» Material provided:
** BEGIN **
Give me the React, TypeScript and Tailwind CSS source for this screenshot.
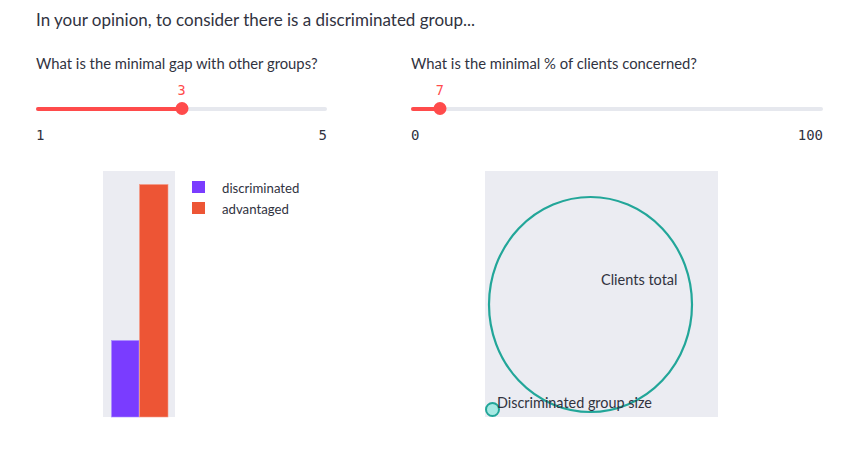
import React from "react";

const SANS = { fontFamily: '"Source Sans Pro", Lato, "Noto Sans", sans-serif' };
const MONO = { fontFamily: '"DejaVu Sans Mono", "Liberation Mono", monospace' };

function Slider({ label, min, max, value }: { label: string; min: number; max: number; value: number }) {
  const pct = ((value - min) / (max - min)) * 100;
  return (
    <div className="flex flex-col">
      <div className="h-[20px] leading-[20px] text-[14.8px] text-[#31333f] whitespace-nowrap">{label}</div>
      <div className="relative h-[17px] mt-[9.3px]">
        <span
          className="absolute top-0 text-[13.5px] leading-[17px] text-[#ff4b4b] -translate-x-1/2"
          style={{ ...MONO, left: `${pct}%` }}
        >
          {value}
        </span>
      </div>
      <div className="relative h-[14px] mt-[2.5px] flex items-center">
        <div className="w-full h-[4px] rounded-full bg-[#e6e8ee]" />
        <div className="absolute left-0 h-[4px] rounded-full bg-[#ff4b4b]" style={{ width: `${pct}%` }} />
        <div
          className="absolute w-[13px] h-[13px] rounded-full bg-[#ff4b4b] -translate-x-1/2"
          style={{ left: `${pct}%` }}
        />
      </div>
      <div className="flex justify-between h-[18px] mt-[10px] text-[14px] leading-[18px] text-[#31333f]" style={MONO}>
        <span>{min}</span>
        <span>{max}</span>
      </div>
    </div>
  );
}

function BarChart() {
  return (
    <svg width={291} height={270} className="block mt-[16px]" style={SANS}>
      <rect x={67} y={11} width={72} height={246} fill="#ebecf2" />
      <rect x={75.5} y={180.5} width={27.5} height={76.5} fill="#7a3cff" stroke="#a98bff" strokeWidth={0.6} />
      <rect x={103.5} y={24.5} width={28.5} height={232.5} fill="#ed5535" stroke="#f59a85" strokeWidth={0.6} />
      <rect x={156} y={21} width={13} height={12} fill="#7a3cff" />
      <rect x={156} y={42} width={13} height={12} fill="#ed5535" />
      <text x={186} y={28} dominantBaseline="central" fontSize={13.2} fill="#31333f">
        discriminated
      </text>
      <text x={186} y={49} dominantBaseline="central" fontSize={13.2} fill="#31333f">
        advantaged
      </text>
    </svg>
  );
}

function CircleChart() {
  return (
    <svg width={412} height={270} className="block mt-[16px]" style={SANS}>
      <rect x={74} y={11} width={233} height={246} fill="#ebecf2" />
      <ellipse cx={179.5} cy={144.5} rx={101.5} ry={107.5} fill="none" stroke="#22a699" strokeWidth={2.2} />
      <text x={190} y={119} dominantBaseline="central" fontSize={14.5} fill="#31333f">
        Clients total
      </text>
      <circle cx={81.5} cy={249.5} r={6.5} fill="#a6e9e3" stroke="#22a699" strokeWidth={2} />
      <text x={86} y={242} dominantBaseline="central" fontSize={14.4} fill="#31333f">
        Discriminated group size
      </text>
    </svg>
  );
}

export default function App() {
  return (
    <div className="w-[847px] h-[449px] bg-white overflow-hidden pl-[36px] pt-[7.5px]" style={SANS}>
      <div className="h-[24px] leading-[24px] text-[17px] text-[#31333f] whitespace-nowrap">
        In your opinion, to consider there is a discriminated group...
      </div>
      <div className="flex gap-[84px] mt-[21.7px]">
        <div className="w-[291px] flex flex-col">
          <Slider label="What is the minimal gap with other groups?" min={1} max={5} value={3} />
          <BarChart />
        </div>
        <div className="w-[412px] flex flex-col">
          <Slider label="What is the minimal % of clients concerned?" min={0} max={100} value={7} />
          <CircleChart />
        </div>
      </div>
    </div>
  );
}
** END **
Return each line from the material above exactly, but not the pictures.

» Result of the exercise:
Give me the React, TypeScript and Tailwind CSS source for this screenshot.
import React from "react";

const SANS = { fontFamily: '"Source Sans Pro", Lato, "Noto Sans", sans-serif' };
const MONO = { fontFamily: '"DejaVu Sans Mono", "Liberation Mono", monospace' };

function Slider({ label, min, max, value }: { label: string; min: number; max: number; value: number }) {
  const pct = ((value - min) / (max - min)) * 100;
  return (
    <div className="flex flex-col">
      <div className="h-[20px] leading-[20px] text-[14.8px] text-[#31333f] whitespace-nowrap">{label}</div>
      <div className="relative h-[17px] mt-[9.3px]">
        <span
          className="absolute top-0 text-[13.5px] leading-[17px] text-[#ff4b4b] -translate-x-1/2"
          style={{ ...MONO, left: `${pct}%` }}
        >
          {value}
        </span>
      </div>
      <div className="relative h-[14px] mt-[2.5px] flex items-center">
        <div className="w-full h-[4px] rounded-full bg-[#e6e8ee]" />
        <div className="absolute left-0 h-[4px] rounded-full bg-[#ff4b4b]" style={{ width: `${pct}%` }} />
        <div
          className="absolute w-[13px] h-[13px] rounded-full bg-[#ff4b4b] -translate-x-1/2"
          style={{ left: `${pct}%` }}
        />
      </div>
      <div className="flex justify-between h-[18px] mt-[10px] text-[14px] leading-[18px] text-[#31333f]" style={MONO}>
        <span>{min}</span>
        <span>{max}</span>
      </div>
    </div>
  );
}

function BarChart() {
  return (
    <svg width={291} height={270} className="block mt-[16px]" style={SANS}>
      <rect x={67} y={11} width={72} height={246} fill="#ebecf2" />
      <rect x={75.5} y={180.5} width={27.5} height={76.5} fill="#7a3cff" stroke="#a98bff" strokeWidth={0.6} />
      <rect x={103.5} y={24.5} width={28.5} height={232.5} fill="#ed5535" stroke="#f59a85" strokeWidth={0.6} />
      <rect x={156} y={21} width={13} height={12} fill="#7a3cff" />
      <rect x={156} y={42} width={13} height={12} fill="#ed5535" />
      <text x={186} y={28} dominantBaseline="central" fontSize={13.2} fill="#31333f">
        discriminated
      </text>
      <text x={186} y={49} dominantBaseline="central" fontSize={13.2} fill="#31333f">
        advantaged
      </text>
    </svg>
  );
}

function CircleChart() {
  return (
    <svg width={412} height={270} className="block mt-[16px]" style={SANS}>
      <rect x={74} y={11} width={233} height={246} fill="#ebecf2" />
      <ellipse cx={179.5} cy={144.5} rx={101.5} ry={107.5} fill="none" stroke="#22a699" strokeWidth={2.2} />
      <text x={190} y={119} dominantBaseline="central" fontSize={14.5} fill="#31333f">
        Clients total
      </text>
      <circle cx={81.5} cy={249.5} r={6.5} fill="#a6e9e3" stroke="#22a699" strokeWidth={2} />
      <text x={86} y={242} dominantBaseline="central" fontSize={14.4} fill="#31333f">
        Discriminated group size
      </text>
    </svg>
  );
}

export default function App() {
  return (
    <div className="w-[847px] h-[449px] bg-white overflow-hidden pl-[36px] pt-[7.5px]" style={SANS}>
      <div className="h-[24px] leading-[24px] text-[17px] text-[#31333f] whitespace-nowrap">
        In your opinion, to consider there is a discriminated group...
      </div>
      <div className="flex gap-[84px] mt-[21.7px]">
        <div className="w-[291px] flex flex-col">
          <Slider label="What is the minimal gap with other groups?" min={1} max={5} value={3} />
          <BarChart />
        </div>
        <div className="w-[412px] flex flex-col">
          <Slider label="What is the minimal % of clients concerned?" min={0} max={100} value={7} />
          <CircleChart />
        </div>
      </div>
    </div>
  );
}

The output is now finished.